A big, bustling, but curiously uninvolving space-fantasy that depends on the quite unbelievable premise that the wandering Rom (Gypsy) peoples of Earth are human/alien refugees from space who built Atlantis before migrating to India and thence dispersing across the globe. In the fourth milennium, the Rom have multiplied and prospered; and, thanks to psi-powered Rom spaceship pilots, humans have spread through the galaxy. The King of the Rom, Yakoub, has retired from the pressures of the office to a remote ice-world where he meditates on his (intermittently interesting) past and goes astro-travelling--""ghosting""--through history (these matters constitute the bulk of the yarn).

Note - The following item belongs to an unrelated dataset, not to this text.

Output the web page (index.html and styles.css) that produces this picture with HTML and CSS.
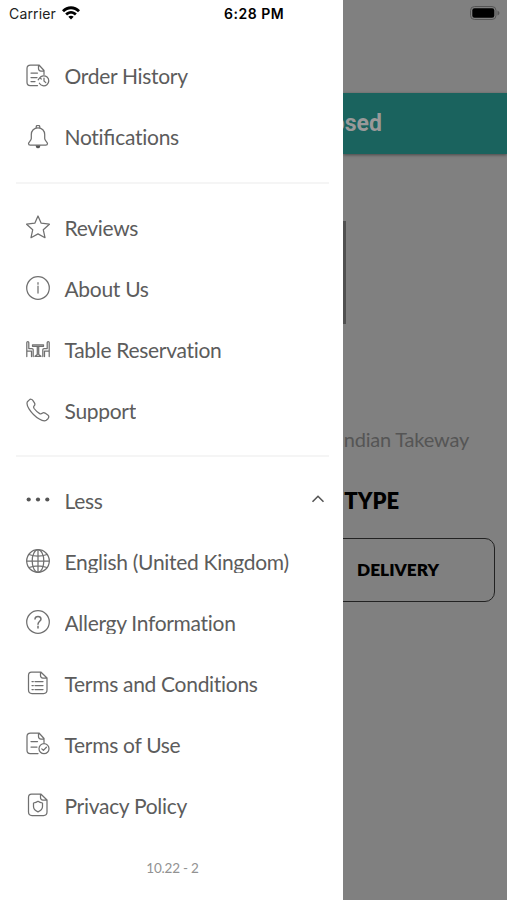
FILE: index.html
```html
<!DOCTYPE html>
<html lang="en">
<head>
<meta charset="utf-8">
<title>Menu</title>
<link rel="stylesheet" href="styles.css">
</head>
<body>
<div class="screen">
  <aside class="drawer">
    <header class="status">
      <span class="carrier">Carrier</span>
      <svg class="wifi" width="18" height="14" viewBox="0 0 18 14"><path d="M0 4.2C5-1.2 13-1.2 18 4.2L16 6.3C12 2.2 6 2.2 2 6.3ZM3.2 7.5C6.5 4.1 11.5 4.1 14.8 7.5L12.9 9.5C10.5 7.2 7.5 7.2 5.1 9.5ZM6.3 10.7C7.8 9.3 10.2 9.3 11.7 10.7L9 13.6Z"/></svg>
      <span class="time">6:28 PM</span>
    </header>
    <nav class="menu">
      <a class="row raised"><svg class="icon" viewBox="0 0 24 24"><path d="M11.5 21.5H4.2Q1 21.5 1 18.2V4.5Q1 1 4.500 1H13L18 6.500V10.500M12.500 1V4.500Q12.500 7 15 7H18M5 9H11.500M5 13.500H11M5 17.500H9"/><path d="M13.500 14.200A5 5 0 1 1 13.400 19.200M12.200 15.800 13.500 14 15.400 15M18 14V17L19.800 18.600"/></svg><span class="label">Order History</span></a>
      <a class="row raised"><svg class="icon" viewBox="0 0 24 24"><path d="M10.2 3V2.1A1.8 1.8 0 0 1 13.8 2.1V3M12 2.8C8 2.8 5.3 5.8 5.3 9.6V13.6C5.3 15.5 2.500 17 2.500 18.6Q2.500 20.2 4.2 20.2H19.8Q21.500 20.2 21.500 18.6C21.500 17 18.7 15.500 18.7 13.6V9.6C18.7 5.8 16 2.8 12 2.8Z"/><path class="fill" d="M9.5 20.4H14.5Q14 23.3 12 23.3T9.5 20.4Z"/></svg><span class="label">Noti<span class="lig">fi</span>cations</span></a>
      <hr class="rule">
      <a class="row"><svg class="icon" viewBox="0 0 24 24"><path d="M12 1 15.2 8.2 23.4 9.2 17.3 14.8 19 22.7 12 18.9 5 22.7 6.7 14.8.6 9.2 8.8 8.2Z"/></svg><span class="label">Reviews</span></a>
      <a class="row"><svg class="icon" viewBox="0 0 24 24"><circle cx="12" cy="12" r="11.3"/><path d="M12 10V17M12 6.7V8.2"/></svg><span class="label">About Us</span></a>
      <a class="row"><svg class="icon" viewBox="0 0 24 24"><path d="M.8 19.5V5.5Q.8 4.5 1.8 4.5T2.8 5.5V11.5H6Q7.2 11.500 7.2 12.7V19.5M2.8 14H5.500V19.5M.8 14H3M23.2 19.500V5.500Q23.2 4.500 22.2 4.500T21.2 5.500V11.500H18Q16.8 11.500 16.8 12.7V19.500M21.2 14H18.500V19.500M23.2 14H21"/><path d="M6.500 7.800H17.500V9.300H6.500ZM11.300 9.300V17.500L9 19.300H15L12.700 17.500V9.300"/></svg><span class="label">Table Reservation</span></a>
      <a class="row"><svg class="icon" viewBox="0 0 24 24"><path d="M1.4 3.8 3.1 2.1Q5 .3 6.8 2.3L8.6 5.1Q9.4 6.6 8 8 7.200 9.100 8.100 10.500 10.300 13.500 13.700 15.600 14.900 16.300 16.2 15.300 17.600 14.200 19 15.100L21.8 17Q23.7 18.500 22 20.7L20.3 22.3Q17.8 23.8 13.3 21 7.2 17.4 3 10.8.1 6.4 1.4 3.8Z"/></svg><span class="label clipped">Support</span></a>
      <hr class="rule">
      <a class="row"><svg class="icon" viewBox="0 0 24 24"><g class="fill"><circle cx="2.700" cy="11.500" r="2.1"/><circle cx="12" cy="11.500" r="2.1"/><circle cx="21.300" cy="11.500" r="2.1"/></g></svg><span class="label">Less</span><svg class="chevron" width="14" height="10" viewBox="0 0 14 10"><path d="M1.5 7.8 7 2.3 12.5 7.8"/></svg></a>
      <a class="row"><svg class="icon" viewBox="0 0 24 24"><circle cx="12" cy="12" r="11.3"/><ellipse cx="12" cy="12" rx="5.8" ry="11.3"/><path d="M12 .7V23.3M.7 12H23.3M3 5.5Q12 8.8 21 5.5M3 18.5Q12 15.2 21 18.5"/></svg><span class="label clipped">English (United Kingdom)</span></a>
      <a class="row"><svg class="icon" viewBox="0 0 24 24"><circle cx="12" cy="12" r="11.3"/><path class="bold" d="M9 9Q9.2 6.5 12 6.5T15 9C15 11.3 12 11.2 12 14.2M12 16.3V18"/></svg><span class="label clipped">Allergy Information</span></a>
      <a class="row"><svg class="icon" viewBox="0 0 24 24"><path d="M5.5 1H14.8L21 7V19Q21 22.5 17.5 22.5H6Q2.5 22.5 2.5 19V4.5Q2.5 1 5.5 1ZM14.5 1V4.5Q14.5 7 17 7H21M9 10.5H17M9 14.5H17M9 18.5H17M6 10.5H7.3M6 14.5H7.3M6 18.5H7.3"/></svg><span class="label">Terms and Conditions</span></a>
      <a class="row"><svg class="icon" viewBox="0 0 24 24"><path d="M12 21.5H4.2Q1 21.5 1 18.2V4.5Q1 1 4.5 1H13L18 6.5V10.5M12.5 1V4.5Q12.5 7 15 7H18M5 9.5H11.5M5 15H11"/><circle cx="18" cy="16.7" r="5"/><path d="M15.8 16.9 17.4 18.4 20.4 15.2"/></svg><span class="label">Terms of Use</span></a>
      <a class="row"><svg class="icon" viewBox="0 0 24 24"><path d="M5.5 1H14.8L21 7V19Q21 22.5 17.5 22.5H6Q2.5 22.5 2.5 19V4.5Q2.5 1 5.5 1ZM14.5 1V4.5Q14.5 7 17 7H21M12 8.3Q14 9.8 16.5 10V13.5Q16.5 17 12 18.8 7.5 17 7.5 13.5V10Q10 9.8 12 8.3Z"/></svg><span class="label">Privacy Policy</span></a>
    </nav>
    <footer class="version">10.22 - 2</footer>
  </aside>
  <main class="page">
    <div class="topbar"><svg width="30" height="14" viewBox="0 0 30 14"><rect class="shell" x=".5" y=".5" width="25.500" height="13" rx="4"/><rect x="2.300" y="2.300" width="22" height="9.500" rx="2.200"/><path class="tip" d="M27.500 4.500Q29.500 5.500 29.500 7T27.500 9.500Z"/></svg></div>
    <div class="banner"><span>Closed</span></div>
    <div class="logo-edge"></div>
    <p class="cuisine"><span>Indian Takeway</span></p>
    <h2 class="heading"><span>ORDER TYPE</span></h2>
    <div class="option"><span>DELIVERY</span></div>
  </main>
</div>
</body>
</html>
```
FILE: styles.css
```css
* { box-sizing: border-box; }
body { margin: 0; font-family: Lato, sans-serif; }
.screen { display: flex; width: 507px; height: 900px; overflow: hidden; background: #808080; }
.drawer { width: 343px; height: 900px; flex: none; background: #fff; display: flex; flex-direction: column; }
.status { height: 46px; display: flex; align-items: flex-start; padding: 5px 0 0 9px; font: 14px/18px Inter, sans-serif; color: #222; }
.carrier { width: 53px; font-size: 14px; letter-spacing: .15px; white-space: nowrap; }
.wifi { margin-top: 1px; fill: #000; }
.time { margin-left: 144px; font-weight: 600; letter-spacing: .5px; color: #000; white-space: nowrap; }
.menu { display: flex; flex-direction: column; }
.row { height: 61px; display: flex; align-items: center; padding: 0 18px 0 25.5px; }
.icon { width: 24px; height: 24px; margin-right: 15px; margin-top: -1px; flex: none; fill: none; stroke: #707070; stroke-width: 1.25; stroke-linejoin: round; stroke-linecap: round; }
.icon .fill { fill: #555; stroke: none; }
.icon .bold { stroke-width: 1.5; }
.label { font-size: 21px; line-height: 24px; letter-spacing: -.3px; color: #5c5c5c; white-space: nowrap; }
.lig { letter-spacing: 0; }
.raised .label { margin-bottom: 1px; }
.clipped { overflow: hidden; height: 23px; margin-bottom: 1px; }
.chevron { margin: -3px 0 0 auto; fill: none; stroke: #555; stroke-width: 1.6; }
.rule { width: 313px; height: 2px; border: 0; margin: 14px 0 13px 16px; background: #f5f5f5; }
.version { margin-top: 23px; padding-left: 2px; text-align: center; font-size: 13.5px; letter-spacing: -.2px; line-height: 18px; color: #929292; }
.page { width: 164px; display: flex; flex-direction: column; overflow: hidden; }
.topbar { height: 93px; padding: 6px 7px 0 0; display: flex; justify-content: flex-end; }
.shell { fill: none; stroke: #555; }
.tip { fill: #555; }
.banner { height: 61px; padding-right: 125px; display: flex; align-items: center; justify-content: flex-end; background: #1a635e; box-shadow: 0 1px 3px rgba(0,0,0,.45); color: #999; font: 700 23px/24px Roboto, sans-serif; }
.logo-edge { width: 3px; height: 103px; margin-top: 67px; background: #505050; }
.cuisine { height: 24px; margin: 103px 38px 0 0; display: flex; justify-content: flex-end; font-size: 20px; letter-spacing: -.2px; line-height: 24px; color: #555; white-space: nowrap; }
.heading { height: 28px; margin: 36px 108px 0 0; display: flex; justify-content: flex-end; font-size: 22px; line-height: 28px; font-weight: 800; color: #000; white-space: nowrap; }
.option { height: 64px; margin: 23px 12px 0 -20px; padding: 0 55px 1px 0; display: flex; align-items: center; justify-content: flex-end; border: 1.5px solid #222; border-radius: 10px; font-size: 17.3px; font-weight: 800; color: #000; }
```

While in exile he is visited by various emissaries of galactic civilization: the Rom are threatening to choose a new King; the Gaje (non-Rom) are about to choose a new Emperor, but all three candidates are mutually hostile. Eventually, Yakoub is forced to return when news arrives that his evil, embittered son Shandor has usurped the kingship; too, the old Emperor has died and the three potential successors have declared war on one another. Through patience and guile Yakoub comes out on top, finally becoming both Rom King and Gaje Emperor. Plenty of embroidery, then, but not much of a plot--and Yakoub simply doesn't have enough personality or drive to carry readers through the long boggy stretches. Even the Silverberg inventiveness falters, often blurring into meaningless lists of names or descriptives. Overall: a hard-working but frequently tedious, decidedly patchy saga--and a major disappointment.